Ein solches Verhalten schade nicht nur dem Verkäufer, sondern dem Ansehen der ganzen Branche. Vor allem vor dem Hintergrund der Bankenkrise würden deutsche Kreditinstitute bei Finanzierungen "ganz genau hinsehen", erklärt er: "Phantasiepreise werden nicht finanziert."

Worauf es bei einer realistischen Wertermittlung ankommt? "Seriöse Makler und Gutachter - auch die Banken - beziehen objektive Kriterien ein", erklärt Wilhelm Wester, Sprecher der Volksbank Köln Bonn.

Dazu gehörten Daten der Gutachterausschüsse bei den Kommunen, zudem harte Fakten wie Alter, Schnitt und Zustand einer Immobilie.

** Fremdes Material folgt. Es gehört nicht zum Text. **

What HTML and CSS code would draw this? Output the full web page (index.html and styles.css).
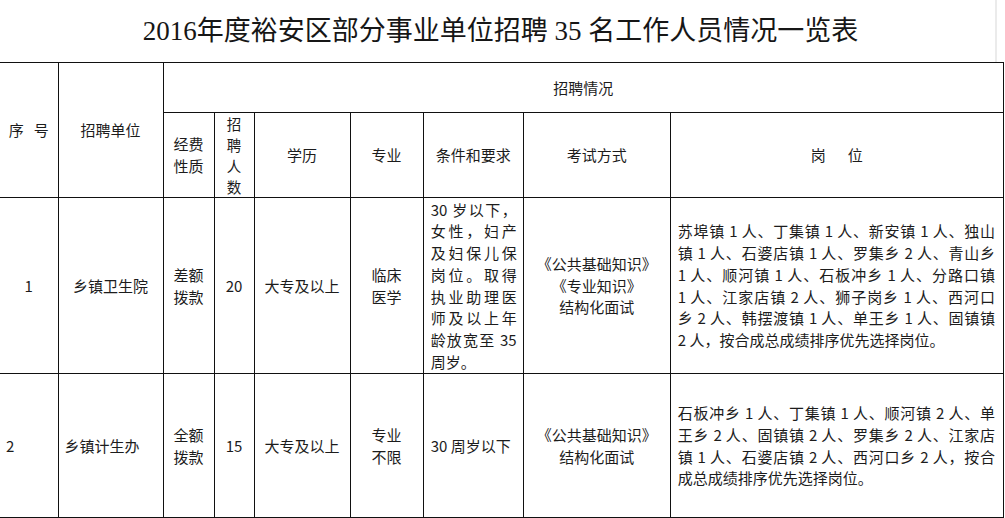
FILE: index.html
```html
<!DOCTYPE html>
<html lang="zh-CN">
<head>
<meta charset="utf-8">
<title>2016年度裕安区部分事业单位招聘35名工作人员情况一览表</title>
<link rel="stylesheet" href="styles.css">
</head>
<body>
<div class="page">
  <div class="title-bar">
    <h1 class="title">2016年度裕安区部分事业单位招聘 35 名工作人员情况一览表</h1>
  </div>
  <table class="grid">
    <colgroup>
      <col class="w-seq">
      <col class="w-unit">
      <col class="w-fund">
      <col class="w-num">
      <col class="w-edu">
      <col class="w-major">
      <col class="w-cond">
      <col class="w-exam">
      <col class="w-post">
    </colgroup>
    <tr class="r-head1">
      <th rowspan="2" class="edge">序<span class="gap-s"></span>号</th>
      <th rowspan="2">招聘单位</th>
      <th colspan="7">招聘情况</th>
    </tr>
    <tr class="r-head2">
      <th>经费<br>性质</th>
      <th class="tight">招<br>聘<br>人<br>数</th>
      <th>学历</th>
      <th>专业</th>
      <th>条件和要求</th>
      <th>考试方式</th>
      <th>岗<span class="gap-l"></span>位</th>
    </tr>
    <tr class="r-body1">
      <td class="edge">1</td>
      <td>乡镇卫生院</td>
      <td>差额<br>拨款</td>
      <td>20</td>
      <td>大专及以上</td>
      <td>临床<br>医学</td>
      <td class="para">
        <span class="ln">30 岁以下，</span>
        <span class="ln">女性，妇产</span>
        <span class="ln">及妇保儿保</span>
        <span class="ln">岗位。取得</span>
        <span class="ln">执业助理医</span>
        <span class="ln">师及以上年</span>
        <span class="ln">龄放宽至 35</span>
        <span class="ln end">周岁。</span>
      </td>
      <td>《公共基础知识》<br>《专业知识》<br>结构化面试</td>
      <td class="para post">
        <span class="ln">苏埠镇 1 人、丁集镇 1 人、新安镇 1 人、独山</span>
        <span class="ln">镇 1 人、石婆店镇 1 人、罗集乡 2 人、青山乡</span>
        <span class="ln">1 人、顺河镇 1 人、石板冲乡 1 人、分路口镇</span>
        <span class="ln">1 人、江家店镇 2 人、狮子岗乡 1 人、西河口</span>
        <span class="ln">乡 2 人、韩摆渡镇 1 人、单王乡 1 人、固镇镇</span>
        <span class="ln end">2 人，按合成总成绩排序优先选择岗位。</span>
      </td>
    </tr>
    <tr class="r-body2">
      <td class="edge left">2</td>
      <td class="left">乡镇计生办</td>
      <td>全额<br>拨款</td>
      <td>15</td>
      <td>大专及以上</td>
      <td>专业<br>不限</td>
      <td class="para"><span class="ln end">30 周岁以下</span></td>
      <td>《公共基础知识》<br>结构化面试</td>
      <td class="para post">
        <span class="ln">石板冲乡 1 人、丁集镇 1 人、顺河镇 2 人、单</span>
        <span class="ln">王乡 2 人、固镇镇 2 人、罗集乡 2 人、江家店</span>
        <span class="ln">镇 1 人、石婆店镇 2 人、西河口乡 2 人，按合</span>
        <span class="ln end">成总成绩排序优先选择岗位。</span>
      </td>
    </tr>
  </table>
</div>
</body>
</html>
```

FILE: styles.css
```css
html, body {
  margin: 0;
  padding: 0;
  background: #ffffff;
}

.page {
  width: 1005px;
  color: #1c1c1c;
  font-family: "Noto Sans CJK SC", "Noto Sans", sans-serif;
}

.title-bar {
  width: 997px;
  height: 62px;
  display: flex;
  align-items: center;
  justify-content: center;
  border-right: 2px solid #ebebeb;
  box-sizing: border-box;
}

.title {
  margin: 0 0 0 6px;
  font-family: "Liberation Serif", "Noto Sans CJK SC", serif;
  font-weight: normal;
  font-size: 27px;
  line-height: 40px;
  color: #161616;
  white-space: nowrap;
}

.grid {
  border-collapse: collapse;
  table-layout: fixed;
  width: 1004px;
  font-size: 15px;
  line-height: 21.75px;
}

.w-seq { width: 58px; }
.w-unit { width: 105px; }
.w-fund { width: 51px; }
.w-num { width: 40px; }
.w-edu { width: 96px; }
.w-major { width: 73px; }
.w-cond { width: 100px; }
.w-exam { width: 147px; }
.w-post { width: 333px; }

.grid th,
.grid td {
  border: 1px solid #111;
  padding: 0;
  text-align: center;
  vertical-align: middle;
  font-weight: normal;
  white-space: nowrap;
}

.grid .edge {
  border-left: none;
}

.grid .tight {
  font-size: 14.5px;
  line-height: 21px;
}

.r-head1 { height: 50px; }
.r-head2 { height: 84px; }
.r-body1 { height: 176px; }
.r-body2 { height: 144px; }

.grid .left {
  text-align: left;
  padding-left: 6px;
}

.grid .para {
  text-align: left;
  padding: 0 6px 0 7px;
}

.grid .post {
  padding: 0 8px 0 7px;
}

.ln {
  display: block;
  text-align: justify;
  text-align-last: justify;
}

.ln.end {
  text-align-last: left;
}

.gap-s {
  display: inline-block;
  width: 10px;
}

.gap-l {
  display: inline-block;
  width: 22px;
}
```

Ganz wichtig ist aus Sicht des Volksbank-Experten aber weiterhin der Faktor "Lage, Lage, Lage".

Auch ein Sanierungsstau spielt eine entscheidende Rolle: "Ein unsaniertes Haus Baujahr 1960 wird nie denselben Preis erzielen wie das Nachbarhaus, das aber 2010 kernsaniert wurde", weiß Makler Sattler-Riegel: "Viele Eigentümer erkennen häufig notwendige Renovierungen nicht, beziehungsweise schätzen den Sanierungs- oder Modernisierungsstau unzureichend ein."

Auch manches Inventar wie eine Küche, die vor 20 Jahren noch 30.000 Euro gekostet hat, sei heute beinahe wertlos.

Keine Alternative zu einer umfassenden Wertermittlung durch einen Fachmann vor Ort sind nach Aussage von Bernd Viebach, Projektleiter im Bonner Maklerunternehmen Kraft Immobilien, Onlinebewertungen: "Eine Immobilienbewertung durch entsprechende Portale dauert zwar nur rund zwei Minuten", so Viebach, der sich intensiv mit dem Thema beschäftigt.

Das Problem bei einer Onlinebewertung sei jedoch: "Der angegebene Verkaufspreis ist nur ein theoretischer Wert und kann über 25 Prozent nach oben beziehungsweise nach unten vom tatsächlichen Wert abweichen."

Es würden nämlich nach dem Vergleichswertverfahren nur die Durchschnittspreise aller ähnlichen Immobilien verwendet, die in den vergangenen Jahren in ihrer Nähe verkauft wurden. Verlässlicher ist laut Lanzendörfer die Kaufpreissammlung, die der Gutachterausschuss für Grundstückswerte in der Bundesstadt Bonn führe und auswerte. Die stelle eine solidere Faktengrundlage für eine Wertermittlung dar: "In der Kaufpreissammlung werden tatsächlich gezahlte Kaufpreise zugrunde gelegt."